**Task description**
Answer with one number: how many lines hold the string "this".

Records from a data source:
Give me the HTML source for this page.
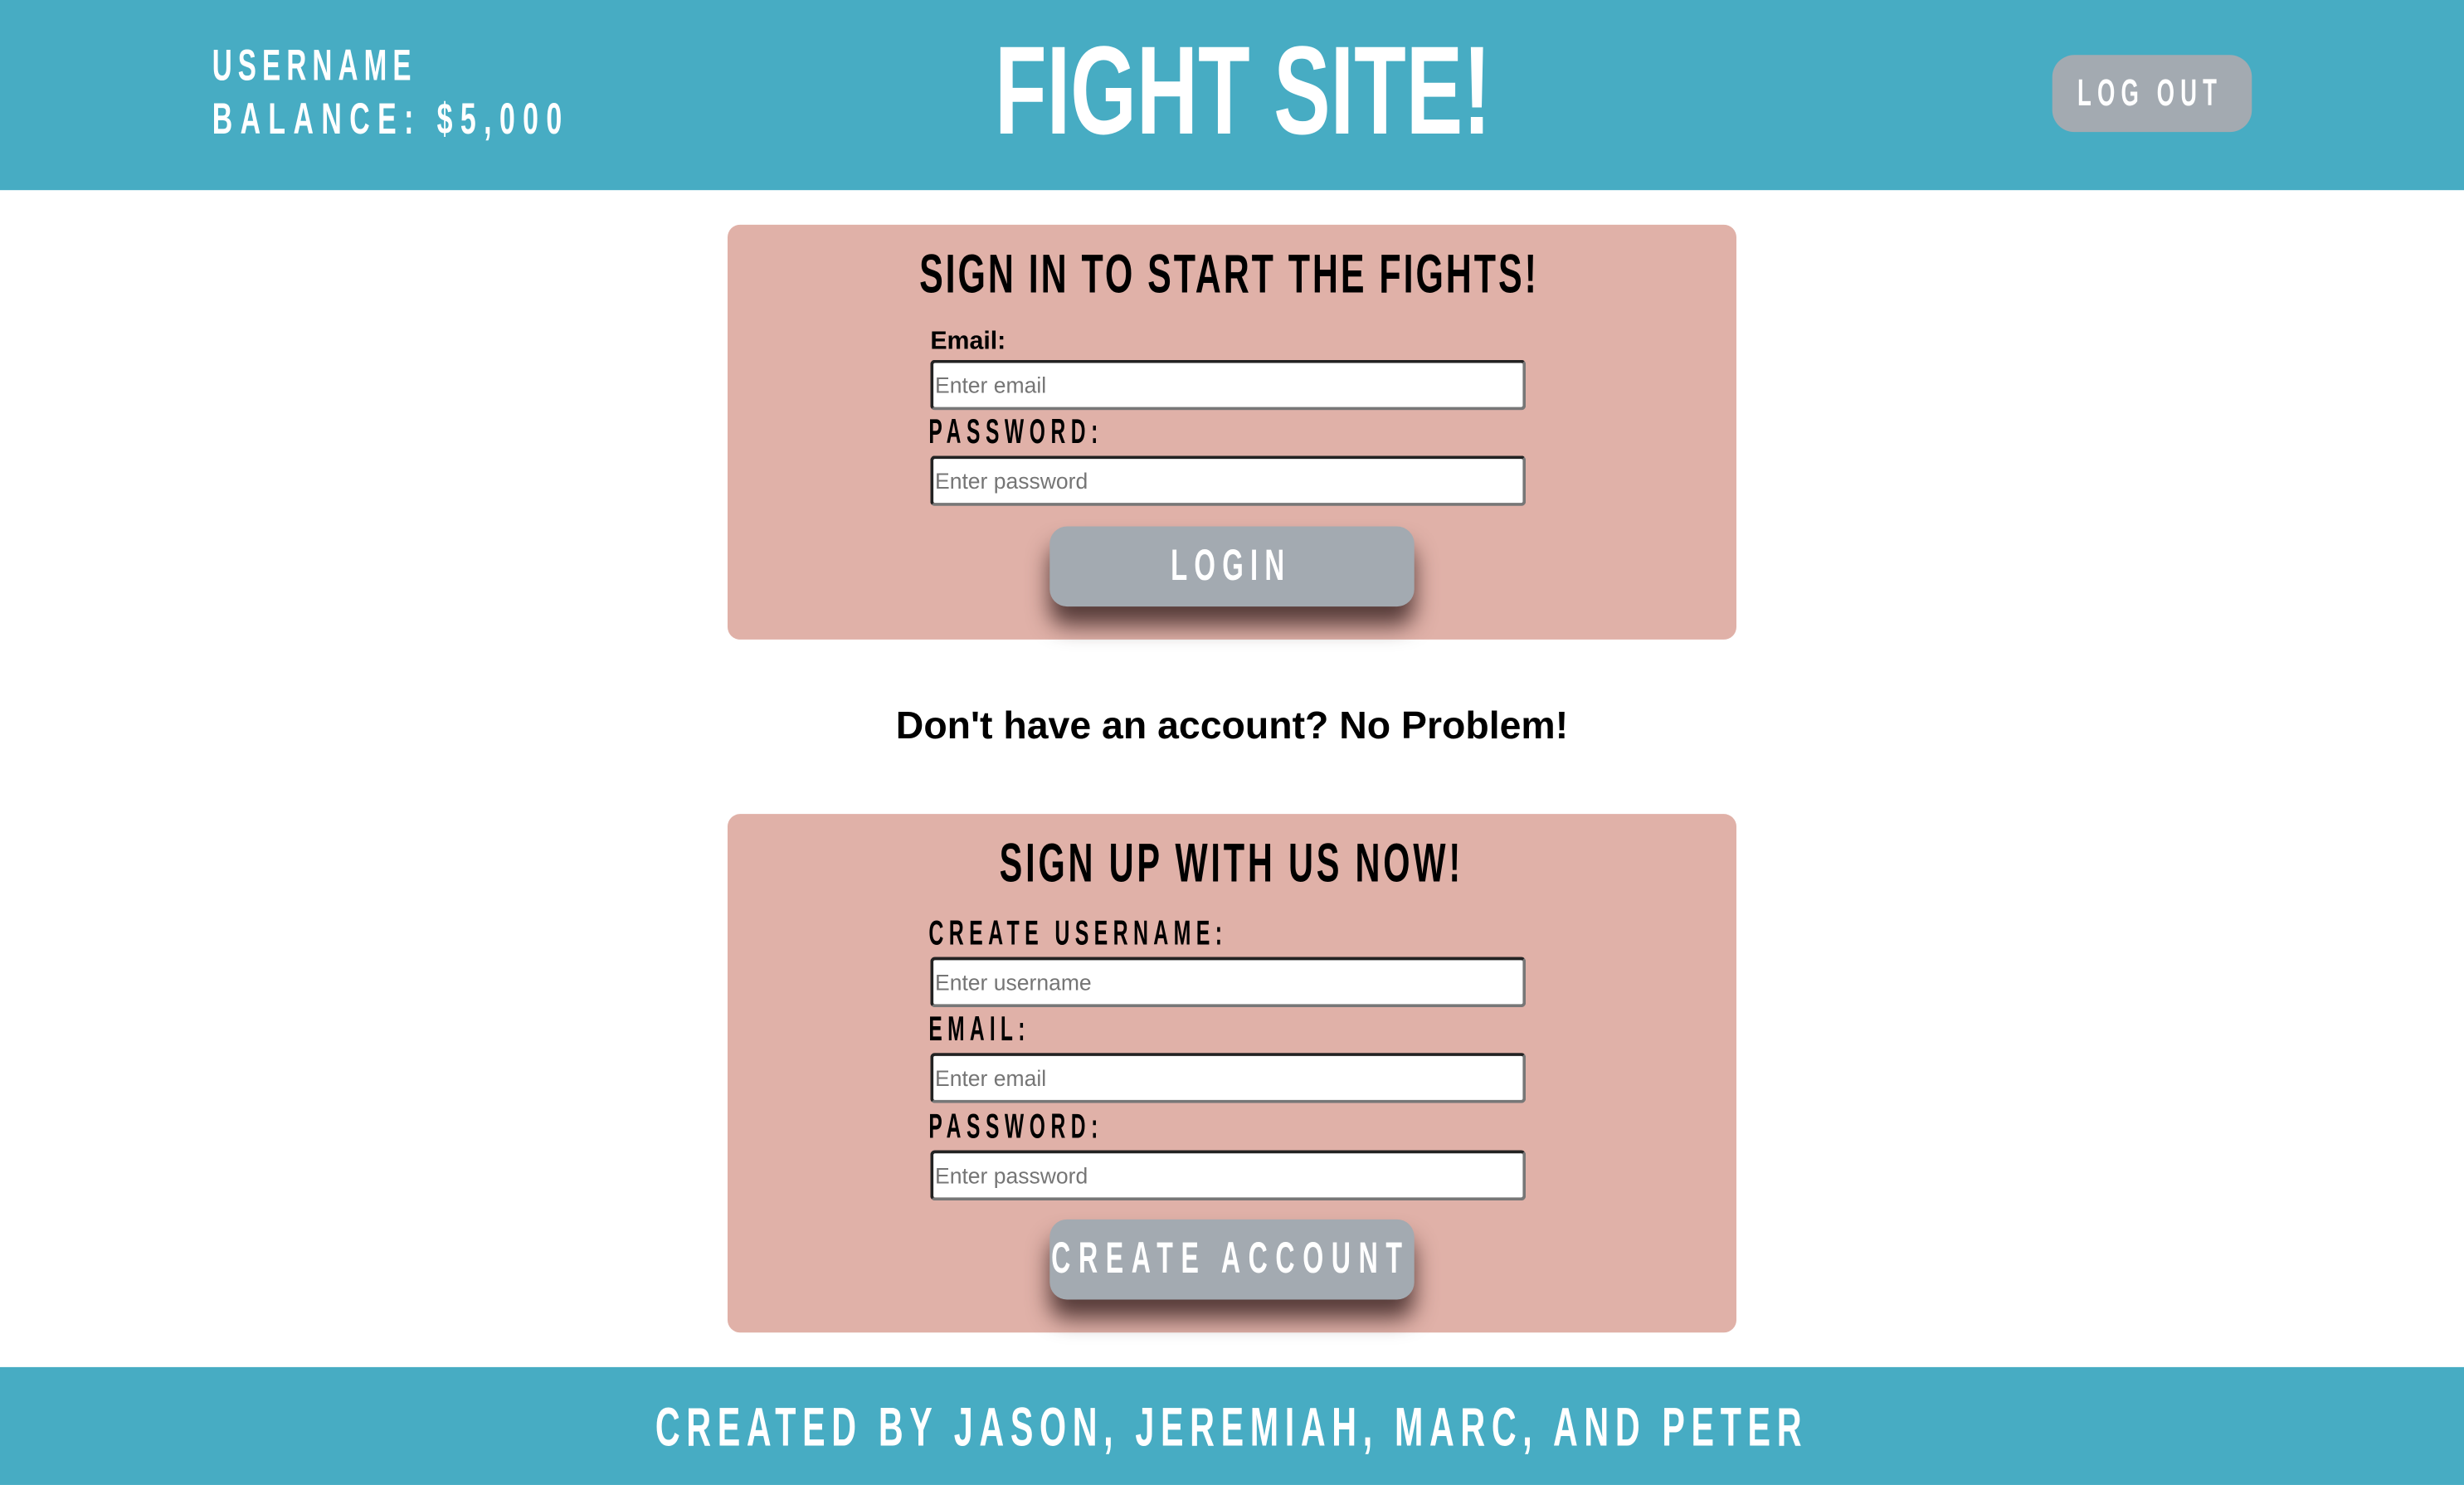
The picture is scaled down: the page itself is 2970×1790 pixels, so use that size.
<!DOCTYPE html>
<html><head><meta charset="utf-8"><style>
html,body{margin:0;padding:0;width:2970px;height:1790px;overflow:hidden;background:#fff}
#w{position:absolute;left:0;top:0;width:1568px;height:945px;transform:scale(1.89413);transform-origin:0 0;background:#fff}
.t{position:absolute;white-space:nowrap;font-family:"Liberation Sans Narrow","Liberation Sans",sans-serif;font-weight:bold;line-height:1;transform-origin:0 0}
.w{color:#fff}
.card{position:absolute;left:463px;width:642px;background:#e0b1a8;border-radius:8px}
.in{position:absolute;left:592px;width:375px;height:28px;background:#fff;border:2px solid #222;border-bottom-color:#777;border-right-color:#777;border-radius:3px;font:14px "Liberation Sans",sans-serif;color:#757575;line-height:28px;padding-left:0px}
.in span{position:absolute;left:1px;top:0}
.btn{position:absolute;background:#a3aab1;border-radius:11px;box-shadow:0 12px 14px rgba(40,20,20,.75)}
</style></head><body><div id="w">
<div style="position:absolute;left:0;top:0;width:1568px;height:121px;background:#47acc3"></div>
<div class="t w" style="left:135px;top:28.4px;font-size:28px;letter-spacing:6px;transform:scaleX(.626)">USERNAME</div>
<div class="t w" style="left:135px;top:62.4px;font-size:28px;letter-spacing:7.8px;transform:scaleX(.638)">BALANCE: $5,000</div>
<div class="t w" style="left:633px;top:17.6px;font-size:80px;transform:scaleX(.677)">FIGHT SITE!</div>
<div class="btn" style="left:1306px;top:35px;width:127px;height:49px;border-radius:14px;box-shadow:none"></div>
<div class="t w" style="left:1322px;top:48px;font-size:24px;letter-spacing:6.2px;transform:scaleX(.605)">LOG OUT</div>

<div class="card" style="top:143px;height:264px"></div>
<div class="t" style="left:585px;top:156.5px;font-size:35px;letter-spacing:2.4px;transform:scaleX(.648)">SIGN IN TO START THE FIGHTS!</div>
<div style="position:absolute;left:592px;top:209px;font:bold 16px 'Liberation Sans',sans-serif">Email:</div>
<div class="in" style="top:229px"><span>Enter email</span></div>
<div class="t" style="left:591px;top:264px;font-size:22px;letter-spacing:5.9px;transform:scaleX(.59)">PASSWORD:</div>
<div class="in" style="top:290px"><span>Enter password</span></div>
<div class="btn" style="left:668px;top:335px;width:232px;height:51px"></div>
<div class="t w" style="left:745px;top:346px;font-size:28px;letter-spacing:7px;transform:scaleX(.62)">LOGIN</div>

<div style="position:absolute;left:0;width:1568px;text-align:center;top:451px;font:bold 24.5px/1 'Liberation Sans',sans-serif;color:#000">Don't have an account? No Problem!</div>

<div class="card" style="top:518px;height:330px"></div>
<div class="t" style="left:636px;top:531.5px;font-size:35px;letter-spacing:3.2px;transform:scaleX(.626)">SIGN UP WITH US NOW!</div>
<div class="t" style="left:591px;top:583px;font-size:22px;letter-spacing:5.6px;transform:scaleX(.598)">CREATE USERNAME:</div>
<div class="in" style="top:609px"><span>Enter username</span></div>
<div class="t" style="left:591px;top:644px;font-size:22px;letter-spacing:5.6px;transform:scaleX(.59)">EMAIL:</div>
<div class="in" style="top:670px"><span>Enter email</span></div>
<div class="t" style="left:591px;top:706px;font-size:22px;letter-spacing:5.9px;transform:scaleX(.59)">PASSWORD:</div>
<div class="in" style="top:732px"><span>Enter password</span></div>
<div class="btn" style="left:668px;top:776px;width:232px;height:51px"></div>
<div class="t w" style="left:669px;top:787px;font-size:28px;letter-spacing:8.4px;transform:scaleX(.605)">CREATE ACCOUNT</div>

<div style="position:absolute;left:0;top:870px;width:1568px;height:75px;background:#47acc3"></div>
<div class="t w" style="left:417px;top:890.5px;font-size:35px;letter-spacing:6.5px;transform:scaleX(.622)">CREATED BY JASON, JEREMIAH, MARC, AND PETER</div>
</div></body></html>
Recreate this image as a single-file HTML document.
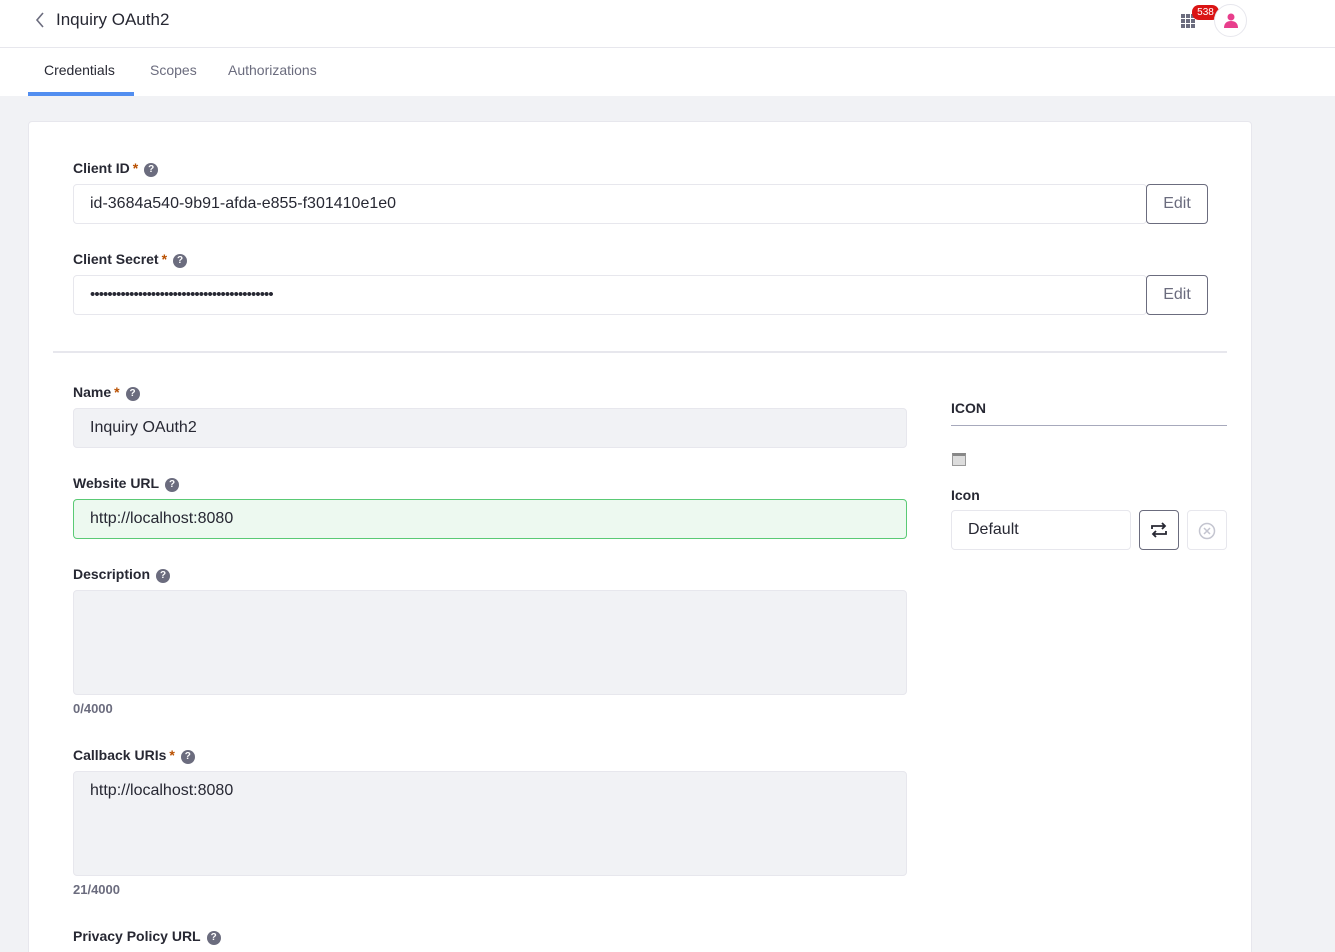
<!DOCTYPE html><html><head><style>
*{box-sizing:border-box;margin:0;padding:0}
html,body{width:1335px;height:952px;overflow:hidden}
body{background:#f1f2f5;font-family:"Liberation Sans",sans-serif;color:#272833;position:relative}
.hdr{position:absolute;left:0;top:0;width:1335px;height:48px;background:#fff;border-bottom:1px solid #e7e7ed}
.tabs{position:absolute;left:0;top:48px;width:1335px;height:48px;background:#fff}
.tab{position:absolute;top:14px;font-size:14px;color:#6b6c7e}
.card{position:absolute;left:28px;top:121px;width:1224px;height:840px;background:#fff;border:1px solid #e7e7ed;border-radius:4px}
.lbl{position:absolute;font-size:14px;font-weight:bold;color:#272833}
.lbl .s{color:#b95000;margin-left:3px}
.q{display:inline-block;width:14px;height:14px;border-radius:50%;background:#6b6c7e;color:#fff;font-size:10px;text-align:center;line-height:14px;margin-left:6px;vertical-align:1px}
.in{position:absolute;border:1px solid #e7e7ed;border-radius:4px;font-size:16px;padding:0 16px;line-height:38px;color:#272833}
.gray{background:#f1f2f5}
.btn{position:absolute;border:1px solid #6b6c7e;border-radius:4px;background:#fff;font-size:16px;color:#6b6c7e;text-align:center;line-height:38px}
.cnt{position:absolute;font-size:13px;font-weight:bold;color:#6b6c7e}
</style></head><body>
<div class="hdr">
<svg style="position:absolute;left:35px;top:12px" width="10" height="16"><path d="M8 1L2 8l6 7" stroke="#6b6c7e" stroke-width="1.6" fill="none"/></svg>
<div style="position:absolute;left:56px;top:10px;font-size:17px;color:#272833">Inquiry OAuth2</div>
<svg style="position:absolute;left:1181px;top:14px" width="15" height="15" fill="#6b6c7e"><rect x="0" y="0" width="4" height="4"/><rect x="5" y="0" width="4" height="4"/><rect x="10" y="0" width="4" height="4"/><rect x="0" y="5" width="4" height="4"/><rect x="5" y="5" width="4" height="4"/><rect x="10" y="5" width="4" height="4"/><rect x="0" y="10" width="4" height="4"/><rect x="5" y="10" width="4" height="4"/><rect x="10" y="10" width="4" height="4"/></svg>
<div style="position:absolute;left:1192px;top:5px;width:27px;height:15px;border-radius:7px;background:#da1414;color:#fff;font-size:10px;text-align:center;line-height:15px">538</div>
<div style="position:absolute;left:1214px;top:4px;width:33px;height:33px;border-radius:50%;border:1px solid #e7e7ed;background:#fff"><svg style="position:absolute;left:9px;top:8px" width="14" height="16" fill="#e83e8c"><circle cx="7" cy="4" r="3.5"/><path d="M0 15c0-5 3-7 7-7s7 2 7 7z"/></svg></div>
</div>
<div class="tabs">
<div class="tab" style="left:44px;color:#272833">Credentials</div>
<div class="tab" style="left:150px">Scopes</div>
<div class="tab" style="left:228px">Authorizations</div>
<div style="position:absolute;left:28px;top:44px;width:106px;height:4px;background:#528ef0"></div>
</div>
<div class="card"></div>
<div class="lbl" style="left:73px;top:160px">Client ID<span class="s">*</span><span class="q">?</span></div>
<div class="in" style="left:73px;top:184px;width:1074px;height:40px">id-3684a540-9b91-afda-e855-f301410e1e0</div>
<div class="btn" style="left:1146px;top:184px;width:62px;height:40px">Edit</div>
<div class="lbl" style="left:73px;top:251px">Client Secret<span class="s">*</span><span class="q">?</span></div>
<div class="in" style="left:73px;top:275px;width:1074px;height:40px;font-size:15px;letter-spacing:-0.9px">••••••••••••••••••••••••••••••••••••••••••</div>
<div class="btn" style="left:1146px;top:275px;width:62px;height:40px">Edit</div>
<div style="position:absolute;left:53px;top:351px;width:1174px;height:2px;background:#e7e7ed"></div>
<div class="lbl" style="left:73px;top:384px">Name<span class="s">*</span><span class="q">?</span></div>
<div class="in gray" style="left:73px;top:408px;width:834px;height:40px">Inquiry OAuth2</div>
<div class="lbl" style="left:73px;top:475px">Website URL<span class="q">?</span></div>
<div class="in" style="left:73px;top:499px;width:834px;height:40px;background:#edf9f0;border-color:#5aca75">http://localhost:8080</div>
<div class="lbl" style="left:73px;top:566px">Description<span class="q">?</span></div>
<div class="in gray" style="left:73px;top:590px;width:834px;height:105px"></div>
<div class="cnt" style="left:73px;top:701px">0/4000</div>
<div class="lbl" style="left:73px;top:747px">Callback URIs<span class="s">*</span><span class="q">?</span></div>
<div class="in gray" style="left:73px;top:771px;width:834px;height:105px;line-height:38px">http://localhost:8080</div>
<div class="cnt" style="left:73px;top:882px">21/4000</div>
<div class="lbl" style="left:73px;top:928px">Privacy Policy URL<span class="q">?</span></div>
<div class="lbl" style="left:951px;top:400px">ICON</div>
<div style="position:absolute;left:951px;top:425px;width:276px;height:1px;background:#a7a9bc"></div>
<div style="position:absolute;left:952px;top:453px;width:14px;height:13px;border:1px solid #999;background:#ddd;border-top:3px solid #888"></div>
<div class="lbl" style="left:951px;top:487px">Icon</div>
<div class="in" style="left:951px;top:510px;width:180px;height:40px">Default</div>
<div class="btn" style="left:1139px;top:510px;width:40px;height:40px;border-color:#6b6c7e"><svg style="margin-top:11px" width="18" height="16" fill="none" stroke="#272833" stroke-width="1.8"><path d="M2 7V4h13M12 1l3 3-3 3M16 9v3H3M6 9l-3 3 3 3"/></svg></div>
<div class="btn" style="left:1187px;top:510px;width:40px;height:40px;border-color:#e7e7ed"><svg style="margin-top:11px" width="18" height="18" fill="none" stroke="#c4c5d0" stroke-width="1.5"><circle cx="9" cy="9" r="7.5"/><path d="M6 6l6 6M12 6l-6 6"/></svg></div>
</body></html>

**Correct answer**
2